A large JSON containing data extracted from PathBank is used for adding to the literature search results. This is used to permit greater control of certain identifying features of the metabolites entered, as a previous attempt to curate some literature information lacked rigour, resulting in jumping through many hoops to attempt to find and identify correct data (see glm729/d3fdg). Thus, this should solve the problem, in a way, by starting again and eliminating one of the root problems with the originally requested project specifications.
This work is also a partial spin-off of an attempt to aggregate certain curated chemical data. Work on the aggregator is ongoing, and may be provided on GitHub in future.

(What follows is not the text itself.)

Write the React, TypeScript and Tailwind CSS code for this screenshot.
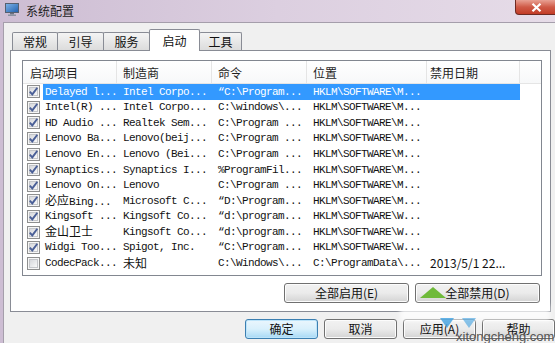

In its current state, the view in ChemInfo is able to display all data present
in the PathBank and literature JSON files. The PathBank data are displayed in
a generated HTML table (see showPathbankData.js
), and
the literature data are displayed in Slick Grid modules (which appear to be an
implementation of this library). When clicking a row
in the literature data, any information in the literature for the clicked
chemical is displayed, as well as a tabular form for the user to add further
data to the literature JSON if desired. If new data are added, the user is
prompted (i.e. a button is displayed) to download the new/augmented file.
Below is a screenshot (at 2/3 zoom) of the view in its current state. The visual structure of the view is relatively rudimentary at this stage, e.g. module boundaries are not hidden, buttons are not properly aligned. This will likely be improved as the view is developed.

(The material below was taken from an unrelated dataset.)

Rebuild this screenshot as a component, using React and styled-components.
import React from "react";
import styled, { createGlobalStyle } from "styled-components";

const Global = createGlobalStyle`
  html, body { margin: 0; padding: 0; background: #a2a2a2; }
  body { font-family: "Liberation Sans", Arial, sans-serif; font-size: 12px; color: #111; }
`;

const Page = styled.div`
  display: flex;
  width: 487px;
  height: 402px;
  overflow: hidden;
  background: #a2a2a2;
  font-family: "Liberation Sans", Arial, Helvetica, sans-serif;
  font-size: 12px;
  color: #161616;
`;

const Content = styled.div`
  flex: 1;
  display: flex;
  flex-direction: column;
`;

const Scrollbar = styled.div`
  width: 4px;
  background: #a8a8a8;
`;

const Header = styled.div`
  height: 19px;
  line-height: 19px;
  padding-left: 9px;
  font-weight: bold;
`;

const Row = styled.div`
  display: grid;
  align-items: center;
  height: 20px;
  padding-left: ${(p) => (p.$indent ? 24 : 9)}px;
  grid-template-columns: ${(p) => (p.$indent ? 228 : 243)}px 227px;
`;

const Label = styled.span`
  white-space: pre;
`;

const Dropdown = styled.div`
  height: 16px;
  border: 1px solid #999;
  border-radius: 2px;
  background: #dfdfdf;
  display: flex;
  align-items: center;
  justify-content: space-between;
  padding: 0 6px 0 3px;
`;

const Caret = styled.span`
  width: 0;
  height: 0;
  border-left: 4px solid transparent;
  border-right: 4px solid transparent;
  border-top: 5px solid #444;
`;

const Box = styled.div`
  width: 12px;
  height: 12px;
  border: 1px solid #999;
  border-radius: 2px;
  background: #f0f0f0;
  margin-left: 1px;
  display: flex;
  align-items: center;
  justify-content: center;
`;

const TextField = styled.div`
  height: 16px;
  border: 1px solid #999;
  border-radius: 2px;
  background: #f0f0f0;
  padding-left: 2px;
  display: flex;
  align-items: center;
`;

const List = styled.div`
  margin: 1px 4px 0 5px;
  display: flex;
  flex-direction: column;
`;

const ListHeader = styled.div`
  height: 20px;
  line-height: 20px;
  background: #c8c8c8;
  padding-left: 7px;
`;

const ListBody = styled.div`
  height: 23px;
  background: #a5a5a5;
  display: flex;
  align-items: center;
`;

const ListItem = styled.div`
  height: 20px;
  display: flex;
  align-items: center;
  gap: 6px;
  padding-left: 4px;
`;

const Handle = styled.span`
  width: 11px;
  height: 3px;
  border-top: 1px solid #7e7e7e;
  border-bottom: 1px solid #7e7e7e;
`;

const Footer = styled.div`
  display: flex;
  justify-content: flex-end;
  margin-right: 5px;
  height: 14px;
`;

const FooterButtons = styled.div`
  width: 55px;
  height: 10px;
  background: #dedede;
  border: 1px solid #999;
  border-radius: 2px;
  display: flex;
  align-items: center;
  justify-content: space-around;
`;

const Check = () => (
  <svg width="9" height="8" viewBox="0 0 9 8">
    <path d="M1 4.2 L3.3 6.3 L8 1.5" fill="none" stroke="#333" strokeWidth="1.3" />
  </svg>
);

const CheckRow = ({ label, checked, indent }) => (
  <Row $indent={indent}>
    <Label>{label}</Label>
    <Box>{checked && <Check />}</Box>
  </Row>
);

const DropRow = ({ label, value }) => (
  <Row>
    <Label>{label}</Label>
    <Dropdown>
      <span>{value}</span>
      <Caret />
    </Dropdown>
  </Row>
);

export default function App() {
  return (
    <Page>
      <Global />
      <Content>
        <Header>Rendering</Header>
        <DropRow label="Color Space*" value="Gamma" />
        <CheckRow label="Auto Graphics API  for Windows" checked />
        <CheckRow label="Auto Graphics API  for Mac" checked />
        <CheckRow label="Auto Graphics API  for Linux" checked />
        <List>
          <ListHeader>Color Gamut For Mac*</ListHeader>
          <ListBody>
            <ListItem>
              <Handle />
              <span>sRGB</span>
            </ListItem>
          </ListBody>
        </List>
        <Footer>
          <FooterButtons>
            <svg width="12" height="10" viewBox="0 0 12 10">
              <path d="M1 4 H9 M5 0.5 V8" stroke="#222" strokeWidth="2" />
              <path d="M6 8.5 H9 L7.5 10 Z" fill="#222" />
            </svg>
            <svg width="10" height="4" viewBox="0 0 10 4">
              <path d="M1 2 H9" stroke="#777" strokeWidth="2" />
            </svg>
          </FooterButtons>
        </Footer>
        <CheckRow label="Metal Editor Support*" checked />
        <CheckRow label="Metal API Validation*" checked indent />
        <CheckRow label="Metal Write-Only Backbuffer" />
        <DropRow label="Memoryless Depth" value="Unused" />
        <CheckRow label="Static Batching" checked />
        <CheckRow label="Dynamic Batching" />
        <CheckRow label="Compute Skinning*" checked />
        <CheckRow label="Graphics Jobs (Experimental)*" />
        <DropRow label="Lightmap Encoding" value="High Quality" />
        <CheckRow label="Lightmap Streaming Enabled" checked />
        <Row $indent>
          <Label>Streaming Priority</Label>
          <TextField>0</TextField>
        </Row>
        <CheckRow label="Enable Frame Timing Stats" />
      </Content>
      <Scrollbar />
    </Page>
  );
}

Two cells, for reading in the PathBank JSON and the literature JSON, are two lines each, so these have been excluded. They are literally of the form:
let data = API.getData("jsonName").resurrect();
API.createData("dataName", data);
where name
is used here as a placeholder. The initial entry in the
literature JSON is also excluded, as this is a bit boring and might be a bit
too much clutter (but can be uploaded if of interest, it doesn't contain
confidential data).
The PathBank JSON is excluded, mainly because it is 172MB, but also because I do not own the data -- the original dataset can be found here, and is the second entry in the list (Metabolite names linked to PathBank pathways CSV). A description of the reduction process from the original 1.2GB CSV to the 172MB JSON will be described in another repository, which is as yet not prepared.